Actually, there is no 5mg tablet of Risperidal in that country (don't know why it didn't strike at the time of writing the post). They have only 1,2,3 and 4mg tablets, and the chart said one tablet BID. So I mixed up the dose. Apologies.
 
I only know of one drug which has fecal incontinence as a side effect and that is Xenical. Risperidone has urinary incontinence and constipation as a side effect. That drug completely cleared the body a long time ago. Just remember correlation does not mean causation.
 
Correlation is not causation.

The family has related the bowel incontinence to the risperidal , but there is no certainty that they were related at all. It is possible that the bowel incontinence would have developed no matter what. Because risperidal was prescribed, and then there was a change in the patient's function, the family assumes that the drug is to blame. The story makes sense to them, so they cling to it.

Was there really no episode of bowel incontinence prior to initiating the drug... none at all? Or is that just how it is remembered, because that makes sense? Maybe it happened exactly as described (not that this definitely implicates the drug as the cause!), or maybe it didn't. But getting the story 3 years after the fact, you have to consider at least the possibility that their memory of the chronology has been affected by the narrative they developed to understand what was going on, and may not be entirely reliable.

The child was only continent of bowel for around 18 months, if that. There was a major stressor in the child's life at the time that he became incontinent (starting school, disrupting the very routines which the family stated had controlled his condition up until that time.) This is a very different situation than if the patient were a neurotypical child who had been continent for years, where the only change in his life and routines were his medication regimen. Then, an association would be clearer.

In this case, it sounds as if the family has decided the drug was to blame, and has managed to convince you as well. I don't blame them. They'd very much like to find that something was a definite cause of the problem, because that would mean that there might be a simple solution. So, I also don't blame you for doing due diligence and investigating as far as possible whether there might be a simple way to help them. But have a little healthy doubt in your own mind. After all, falsely attributing the regression to the drug therapy might not only deprive the child of pharmaceutical support that could be genuinely helpful... but it might be distracting from finding the real cause and an actually effective solution.
 
This child needs to see a pediatric gastroenterologist. Something else is going on here.
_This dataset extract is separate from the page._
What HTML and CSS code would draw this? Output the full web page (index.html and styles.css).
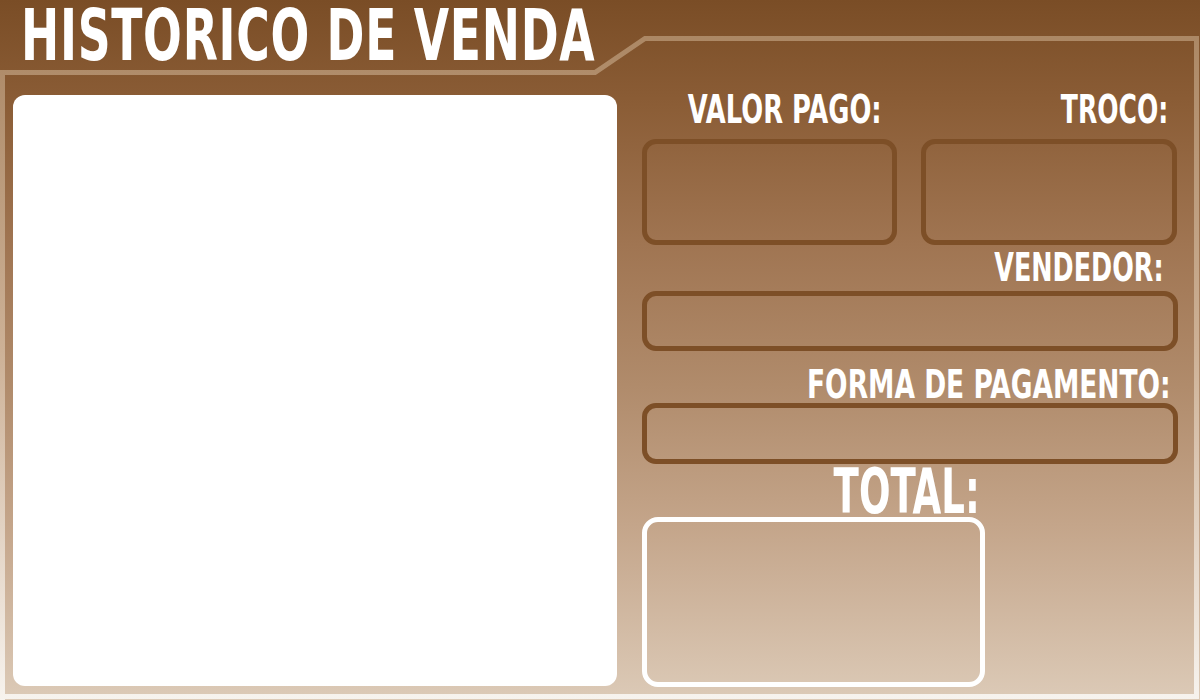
FILE: index.html
```html
<!DOCTYPE html>
<html lang="pt">
<head>
<meta charset="utf-8">
<title>Historico de Venda</title>
<link rel="stylesheet" href="styles.css">
</head>
<body>
<div class="screen">
  <svg class="frame" width="1200" height="700" viewBox="0 0 1200 700" aria-hidden="true">
    <defs>
      <linearGradient id="frameGrad" x1="0" y1="0" x2="0" y2="700" gradientUnits="userSpaceOnUse">
        <stop offset="0" stop-color="#a8835f"/>
        <stop offset="0.5" stop-color="#cdb196"/>
        <stop offset="1" stop-color="#f7f3ee"/>
      </linearGradient>
    </defs>
    <path d="M2.5 700 V72.5 H595 L645 38.5 H1196.5 V696.5 H0" fill="none" stroke="url(#frameGrad)" stroke-width="5"/>
  </svg>

  <header class="title-bar">
    <h1 class="title"><span class="squeeze">HISTORICO DE VENDA</span></h1>
  </header>

  <main class="content">
    <section class="history-panel"></section>

    <section class="details">
      <div class="pair">
        <div class="field">
          <div class="label label-paid"><span class="squeeze">VALOR PAGO:</span></div>
          <div class="box box-tall"></div>
        </div>
        <div class="field">
          <div class="label label-change"><span class="squeeze">TROCO:</span></div>
          <div class="box box-tall"></div>
        </div>
      </div>

      <div class="field field-seller">
        <div class="label label-seller"><span class="squeeze">VENDEDOR:</span></div>
        <div class="box box-row"></div>
      </div>

      <div class="field field-payment">
        <div class="label label-payment"><span class="squeeze">FORMA DE PAGAMENTO:</span></div>
        <div class="box box-row"></div>
      </div>

      <div class="total">
        <div class="total-label"><span class="squeeze">TOTAL:</span></div>
        <div class="total-box"></div>
      </div>
    </section>
  </main>
</div>
</body>
</html>
```

FILE: styles.css
```css
html, body {
  margin: 0;
  padding: 0;
}

body {
  width: 1200px;
  height: 700px;
  overflow: hidden;
  font-family: "Liberation Sans Narrow", "DejaVu Sans Condensed", "Liberation Sans", sans-serif;
  font-weight: 700;
  color: #ffffff;
}

.screen {
  position: relative;
  width: 1200px;
  height: 700px;
  overflow: hidden;
  background: linear-gradient(180deg,
    #7a4d26 0%,
    #8b5d36 15%,
    #a07552 35%,
    #b08b6b 55%,
    #c4a58a 75%,
    #dccab7 100%);
}

.frame {
  position: absolute;
  left: 0;
  top: 0;
  pointer-events: none;
}

.title-bar {
  height: 71px;
  padding-left: 21px;
}

.title {
  margin: 0;
  font-size: 71px;
  line-height: 71px;
  font-weight: 700;
  white-space: nowrap;
}

.squeeze {
  display: inline-block;
  white-space: nowrap;
}

.title .squeeze {
  transform: scaleX(0.715);
  transform-origin: left center;
  letter-spacing: 1px;
}

.content {
  display: grid;
  grid-template-columns: 604px 536px;
  column-gap: 25px;
  padding: 24px 22px 0 13px;
}

.history-panel {
  height: 591px;
  background: #ffffff;
  border-radius: 12px;
}

.details {
  display: flex;
  flex-direction: column;
}

.pair {
  display: grid;
  grid-template-columns: 255px 256px;
  column-gap: 24px;
}

.field {
  display: flex;
  flex-direction: column;
}

.label {
  display: flex;
  justify-content: flex-end;
  font-size: 39px;
  line-height: 30px;
  padding-right: 9px;
  white-space: nowrap;
}

.label .squeeze {
  transform-origin: right center;
  transform: scaleX(0.73);
}

.label-paid {
  padding-right: 15px;
}

.label-paid .squeeze {
  transform: scaleX(0.735);
}

.label-change .squeeze {
  transform: scaleX(0.715);
}

.label-seller {
  padding-right: 14px;
}

.label-seller .squeeze {
  transform: scaleX(0.725);
}

.label-payment {
  padding-right: 7px;
}

.label-payment .squeeze {
  transform: scaleX(0.755);
}

.box {
  box-sizing: border-box;
  border: 5px solid #7d4f27;
  border-radius: 14px;
}

.box-tall {
  margin-top: 14px;
  height: 106px;
}

.field-seller {
  margin-top: 8px;
}

.field-seller .box-row {
  margin-top: 8px;
  height: 60px;
}

.field-payment {
  margin-top: 19px;
}

.field-payment .box-row {
  margin-top: 3px;
  height: 61px;
}

.total {
  width: 343px;
  margin-top: 5px;
  display: flex;
  flex-direction: column;
}

.total-label {
  display: flex;
  justify-content: flex-end;
  font-size: 62px;
  line-height: 46px;
  padding-right: 5px;
  white-space: nowrap;
}

.total-label .squeeze {
  transform-origin: right center;
  transform: scaleX(0.665);
}

.total-box {
  box-sizing: border-box;
  margin-top: 2px;
  height: 170px;
  border: 5px solid #ffffff;
  border-radius: 16px;
}
```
This. While it doesn't seem likely, I would have said its possible the risperdal was causing the bowel incontinence, but for 3 years afterward? I just don't see a way the risperdal would have permanently damaged the boys body leaving him permanently bowel incontinent. How verbal is the boy--can he articulate any reason why he doesn't have bowel control? It seems more likely that there is something pyschological going on. Presumably the boy stands up for urination, so maybe he is afraid of sitting down over a hole which is causing his bowel incontinence--possibly when he was younger, he didn't think about the hole, but as he got older and more aware of it and then became afraid of it. This is just one hypothesis, obviously there could be more, so the best bet would be to see what the boy can articulate about his problem. And certain any physical issues should be ruled out, which is why a pediatric gastroenterologist should be consulted.